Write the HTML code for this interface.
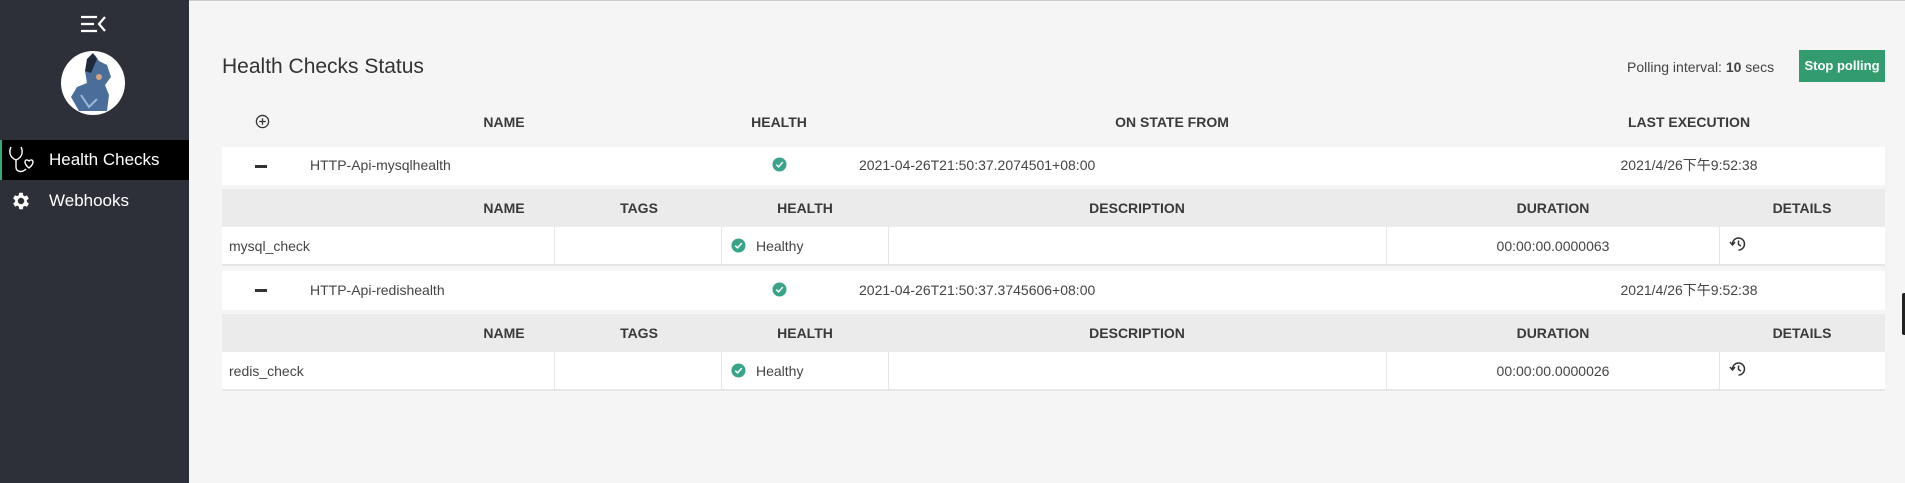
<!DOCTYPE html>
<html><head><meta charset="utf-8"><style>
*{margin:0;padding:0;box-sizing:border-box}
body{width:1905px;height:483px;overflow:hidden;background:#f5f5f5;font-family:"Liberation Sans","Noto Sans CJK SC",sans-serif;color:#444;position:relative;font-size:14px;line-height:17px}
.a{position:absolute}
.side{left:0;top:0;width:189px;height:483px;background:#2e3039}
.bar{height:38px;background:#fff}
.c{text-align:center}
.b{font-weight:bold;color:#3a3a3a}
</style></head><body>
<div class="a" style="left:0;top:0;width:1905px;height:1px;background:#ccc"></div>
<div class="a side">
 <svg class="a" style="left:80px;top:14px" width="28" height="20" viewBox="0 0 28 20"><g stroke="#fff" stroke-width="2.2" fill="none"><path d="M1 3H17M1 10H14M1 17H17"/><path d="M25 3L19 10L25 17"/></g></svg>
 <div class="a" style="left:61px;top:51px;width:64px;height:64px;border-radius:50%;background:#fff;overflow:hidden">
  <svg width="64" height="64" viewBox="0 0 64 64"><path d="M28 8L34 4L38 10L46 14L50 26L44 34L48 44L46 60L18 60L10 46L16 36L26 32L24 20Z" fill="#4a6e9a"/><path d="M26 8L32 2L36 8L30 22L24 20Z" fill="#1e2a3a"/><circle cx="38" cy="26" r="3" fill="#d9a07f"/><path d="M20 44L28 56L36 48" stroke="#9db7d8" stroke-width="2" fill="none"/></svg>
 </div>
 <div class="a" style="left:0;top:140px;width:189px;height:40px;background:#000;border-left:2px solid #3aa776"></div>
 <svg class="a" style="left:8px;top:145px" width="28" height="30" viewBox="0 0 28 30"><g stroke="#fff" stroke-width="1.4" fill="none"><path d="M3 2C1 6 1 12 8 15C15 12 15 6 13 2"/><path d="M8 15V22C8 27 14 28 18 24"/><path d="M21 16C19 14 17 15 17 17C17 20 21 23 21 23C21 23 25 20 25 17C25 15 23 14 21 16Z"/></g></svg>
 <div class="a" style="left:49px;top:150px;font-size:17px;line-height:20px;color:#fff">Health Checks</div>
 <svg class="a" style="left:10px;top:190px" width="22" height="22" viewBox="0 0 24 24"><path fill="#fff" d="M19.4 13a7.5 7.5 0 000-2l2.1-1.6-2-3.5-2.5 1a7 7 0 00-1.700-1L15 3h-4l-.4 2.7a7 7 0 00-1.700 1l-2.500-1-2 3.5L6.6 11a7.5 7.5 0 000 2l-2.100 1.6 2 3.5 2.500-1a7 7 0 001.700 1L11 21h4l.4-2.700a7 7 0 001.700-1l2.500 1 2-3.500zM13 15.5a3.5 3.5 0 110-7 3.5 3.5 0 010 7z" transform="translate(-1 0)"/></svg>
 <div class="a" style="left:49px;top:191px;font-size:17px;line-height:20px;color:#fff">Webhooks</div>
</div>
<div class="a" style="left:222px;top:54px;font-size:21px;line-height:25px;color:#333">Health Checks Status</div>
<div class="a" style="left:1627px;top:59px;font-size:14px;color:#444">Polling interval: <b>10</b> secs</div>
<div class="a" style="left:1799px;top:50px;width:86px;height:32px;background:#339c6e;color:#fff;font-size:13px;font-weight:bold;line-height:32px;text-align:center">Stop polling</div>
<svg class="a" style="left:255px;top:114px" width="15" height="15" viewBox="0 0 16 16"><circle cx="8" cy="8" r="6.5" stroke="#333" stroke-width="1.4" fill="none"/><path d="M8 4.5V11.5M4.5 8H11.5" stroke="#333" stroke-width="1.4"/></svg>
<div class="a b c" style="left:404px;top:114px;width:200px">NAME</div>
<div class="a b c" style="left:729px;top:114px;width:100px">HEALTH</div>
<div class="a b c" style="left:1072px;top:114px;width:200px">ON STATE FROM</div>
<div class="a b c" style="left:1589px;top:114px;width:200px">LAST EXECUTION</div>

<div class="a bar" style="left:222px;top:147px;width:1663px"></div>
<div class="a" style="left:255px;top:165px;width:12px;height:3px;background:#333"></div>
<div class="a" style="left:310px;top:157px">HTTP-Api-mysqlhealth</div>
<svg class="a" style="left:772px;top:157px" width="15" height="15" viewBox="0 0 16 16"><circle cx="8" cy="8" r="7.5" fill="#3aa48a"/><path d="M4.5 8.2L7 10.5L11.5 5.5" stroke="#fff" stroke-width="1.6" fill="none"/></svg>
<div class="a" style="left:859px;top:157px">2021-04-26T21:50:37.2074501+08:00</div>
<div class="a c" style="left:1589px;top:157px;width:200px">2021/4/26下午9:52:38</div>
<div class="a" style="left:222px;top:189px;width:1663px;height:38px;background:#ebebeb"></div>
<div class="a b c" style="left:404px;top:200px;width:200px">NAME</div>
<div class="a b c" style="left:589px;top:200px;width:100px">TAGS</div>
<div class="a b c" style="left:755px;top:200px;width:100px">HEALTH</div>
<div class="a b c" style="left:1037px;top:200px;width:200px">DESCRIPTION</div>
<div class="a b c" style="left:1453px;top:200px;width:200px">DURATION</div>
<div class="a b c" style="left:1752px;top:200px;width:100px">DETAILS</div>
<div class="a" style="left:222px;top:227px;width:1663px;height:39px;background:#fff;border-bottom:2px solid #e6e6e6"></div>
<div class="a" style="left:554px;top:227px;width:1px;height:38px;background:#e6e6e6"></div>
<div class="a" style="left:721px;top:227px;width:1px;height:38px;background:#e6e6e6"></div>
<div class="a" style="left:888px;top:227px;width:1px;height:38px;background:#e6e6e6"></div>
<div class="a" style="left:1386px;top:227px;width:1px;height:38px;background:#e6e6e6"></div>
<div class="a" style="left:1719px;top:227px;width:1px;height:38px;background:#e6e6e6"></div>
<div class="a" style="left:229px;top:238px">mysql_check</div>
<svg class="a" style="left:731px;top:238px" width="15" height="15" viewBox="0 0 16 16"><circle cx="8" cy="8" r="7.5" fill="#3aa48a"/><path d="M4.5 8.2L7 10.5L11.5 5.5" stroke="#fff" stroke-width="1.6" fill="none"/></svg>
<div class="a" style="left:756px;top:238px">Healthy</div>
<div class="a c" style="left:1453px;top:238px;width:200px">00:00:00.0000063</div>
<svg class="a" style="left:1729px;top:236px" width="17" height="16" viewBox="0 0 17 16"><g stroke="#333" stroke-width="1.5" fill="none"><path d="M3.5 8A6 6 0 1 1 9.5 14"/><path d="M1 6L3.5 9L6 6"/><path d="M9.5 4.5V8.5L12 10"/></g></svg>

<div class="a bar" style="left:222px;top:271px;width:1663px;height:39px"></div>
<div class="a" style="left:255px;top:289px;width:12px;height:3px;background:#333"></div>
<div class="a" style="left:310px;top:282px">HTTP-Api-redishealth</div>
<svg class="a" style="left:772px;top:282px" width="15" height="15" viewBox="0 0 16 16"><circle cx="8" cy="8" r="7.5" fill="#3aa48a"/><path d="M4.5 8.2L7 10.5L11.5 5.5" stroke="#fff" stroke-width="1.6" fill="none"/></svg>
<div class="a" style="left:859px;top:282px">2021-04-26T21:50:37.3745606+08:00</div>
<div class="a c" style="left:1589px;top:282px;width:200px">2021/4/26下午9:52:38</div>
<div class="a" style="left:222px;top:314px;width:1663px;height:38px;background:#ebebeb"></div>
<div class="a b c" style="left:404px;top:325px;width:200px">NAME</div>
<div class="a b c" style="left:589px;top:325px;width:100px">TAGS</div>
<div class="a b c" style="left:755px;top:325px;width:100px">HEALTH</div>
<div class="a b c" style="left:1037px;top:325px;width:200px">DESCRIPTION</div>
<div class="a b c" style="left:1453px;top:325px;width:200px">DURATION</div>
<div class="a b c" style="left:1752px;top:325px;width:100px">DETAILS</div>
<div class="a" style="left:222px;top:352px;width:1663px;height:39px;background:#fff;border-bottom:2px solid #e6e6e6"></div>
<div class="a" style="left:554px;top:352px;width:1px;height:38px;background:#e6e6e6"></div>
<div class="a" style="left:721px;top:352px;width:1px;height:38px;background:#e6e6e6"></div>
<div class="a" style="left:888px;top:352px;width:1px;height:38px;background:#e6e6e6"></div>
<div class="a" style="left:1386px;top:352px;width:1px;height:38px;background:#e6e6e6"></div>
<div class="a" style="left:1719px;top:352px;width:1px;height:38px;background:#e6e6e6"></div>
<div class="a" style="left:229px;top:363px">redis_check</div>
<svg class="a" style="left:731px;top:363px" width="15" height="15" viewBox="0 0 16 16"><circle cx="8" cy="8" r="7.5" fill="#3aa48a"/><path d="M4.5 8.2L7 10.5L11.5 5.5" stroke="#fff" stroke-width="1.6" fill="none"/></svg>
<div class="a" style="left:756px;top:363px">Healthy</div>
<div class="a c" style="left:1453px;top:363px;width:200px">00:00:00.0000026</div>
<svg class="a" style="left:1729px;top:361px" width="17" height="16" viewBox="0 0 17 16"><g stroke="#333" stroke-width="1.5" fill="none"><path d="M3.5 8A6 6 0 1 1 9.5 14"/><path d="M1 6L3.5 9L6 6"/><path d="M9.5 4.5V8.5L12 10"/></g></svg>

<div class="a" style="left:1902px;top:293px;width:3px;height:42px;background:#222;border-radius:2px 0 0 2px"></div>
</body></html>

...

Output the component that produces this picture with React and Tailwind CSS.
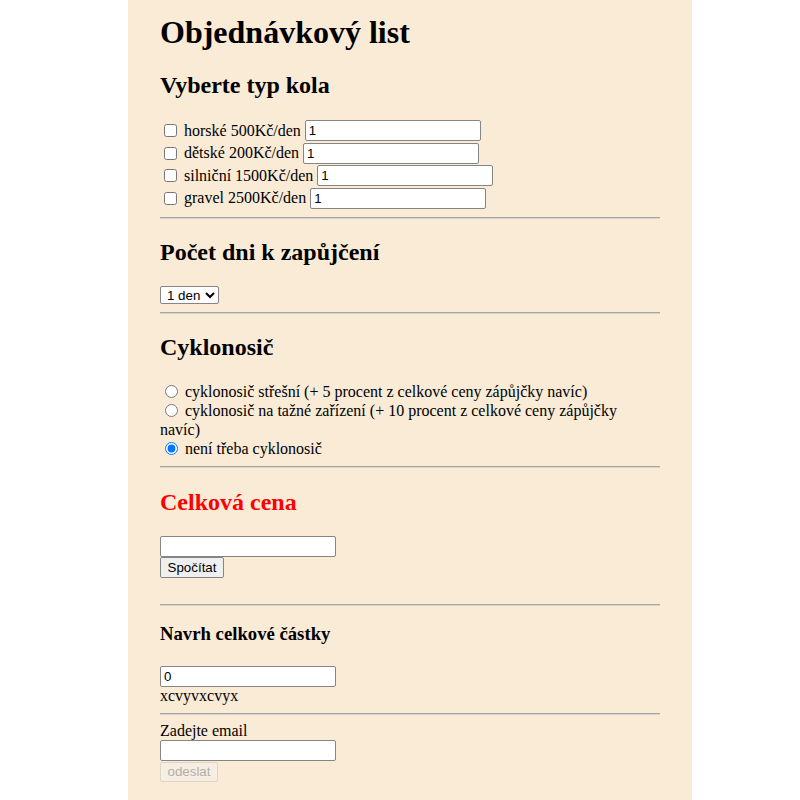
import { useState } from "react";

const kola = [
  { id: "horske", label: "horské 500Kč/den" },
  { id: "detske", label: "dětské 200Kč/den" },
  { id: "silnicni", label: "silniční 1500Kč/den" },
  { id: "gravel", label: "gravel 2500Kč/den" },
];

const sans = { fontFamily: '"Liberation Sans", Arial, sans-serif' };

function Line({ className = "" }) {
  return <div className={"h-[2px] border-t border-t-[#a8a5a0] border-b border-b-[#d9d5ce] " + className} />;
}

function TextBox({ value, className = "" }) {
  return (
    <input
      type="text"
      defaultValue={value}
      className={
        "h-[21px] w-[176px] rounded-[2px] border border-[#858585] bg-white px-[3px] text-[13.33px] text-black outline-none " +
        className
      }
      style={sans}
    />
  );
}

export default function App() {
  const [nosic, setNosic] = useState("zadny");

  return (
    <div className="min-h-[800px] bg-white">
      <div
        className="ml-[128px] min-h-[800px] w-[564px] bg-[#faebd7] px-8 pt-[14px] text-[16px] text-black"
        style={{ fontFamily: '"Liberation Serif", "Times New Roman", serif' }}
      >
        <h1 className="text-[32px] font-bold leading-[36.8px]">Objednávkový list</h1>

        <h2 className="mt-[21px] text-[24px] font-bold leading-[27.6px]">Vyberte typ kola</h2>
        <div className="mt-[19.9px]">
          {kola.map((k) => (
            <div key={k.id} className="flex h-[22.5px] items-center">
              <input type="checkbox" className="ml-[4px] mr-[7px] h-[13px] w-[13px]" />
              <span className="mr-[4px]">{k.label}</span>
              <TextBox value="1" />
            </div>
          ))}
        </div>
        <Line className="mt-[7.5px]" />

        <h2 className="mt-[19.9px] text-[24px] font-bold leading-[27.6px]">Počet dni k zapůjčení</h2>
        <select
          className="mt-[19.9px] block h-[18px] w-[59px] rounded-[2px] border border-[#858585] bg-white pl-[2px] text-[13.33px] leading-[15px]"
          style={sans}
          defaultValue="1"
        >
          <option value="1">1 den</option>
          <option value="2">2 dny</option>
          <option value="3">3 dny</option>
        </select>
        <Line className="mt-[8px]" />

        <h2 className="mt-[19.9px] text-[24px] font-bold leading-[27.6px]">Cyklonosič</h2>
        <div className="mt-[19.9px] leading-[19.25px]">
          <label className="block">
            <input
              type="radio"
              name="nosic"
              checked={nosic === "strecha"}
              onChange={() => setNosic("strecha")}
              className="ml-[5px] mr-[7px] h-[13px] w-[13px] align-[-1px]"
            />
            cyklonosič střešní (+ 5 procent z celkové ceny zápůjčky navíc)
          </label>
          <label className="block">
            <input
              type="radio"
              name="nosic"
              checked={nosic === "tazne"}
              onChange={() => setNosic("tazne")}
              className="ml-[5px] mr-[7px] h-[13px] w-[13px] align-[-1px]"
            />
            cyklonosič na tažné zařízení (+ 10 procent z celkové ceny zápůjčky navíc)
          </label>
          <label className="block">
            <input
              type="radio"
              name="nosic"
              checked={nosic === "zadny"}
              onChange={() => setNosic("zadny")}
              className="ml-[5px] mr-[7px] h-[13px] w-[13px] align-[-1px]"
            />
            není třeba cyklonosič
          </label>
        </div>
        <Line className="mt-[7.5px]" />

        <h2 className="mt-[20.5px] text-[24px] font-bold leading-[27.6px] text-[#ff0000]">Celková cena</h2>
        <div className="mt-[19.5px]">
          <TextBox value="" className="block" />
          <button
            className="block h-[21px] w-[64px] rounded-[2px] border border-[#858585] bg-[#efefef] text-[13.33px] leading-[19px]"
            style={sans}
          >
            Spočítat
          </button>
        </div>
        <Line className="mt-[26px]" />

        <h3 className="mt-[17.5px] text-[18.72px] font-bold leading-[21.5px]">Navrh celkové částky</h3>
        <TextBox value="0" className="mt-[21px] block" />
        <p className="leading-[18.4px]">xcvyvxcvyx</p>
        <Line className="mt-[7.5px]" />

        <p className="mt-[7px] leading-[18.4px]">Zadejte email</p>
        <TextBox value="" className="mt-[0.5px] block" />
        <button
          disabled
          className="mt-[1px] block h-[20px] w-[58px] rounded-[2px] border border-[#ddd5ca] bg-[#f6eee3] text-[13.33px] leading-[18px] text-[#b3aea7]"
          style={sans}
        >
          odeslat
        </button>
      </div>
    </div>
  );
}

## INSTRUCTIONS TO FOLLOW:
Work out how many lines of the listing above include the word "this". Reply with nothing but the count.

## TASK RESULT:
2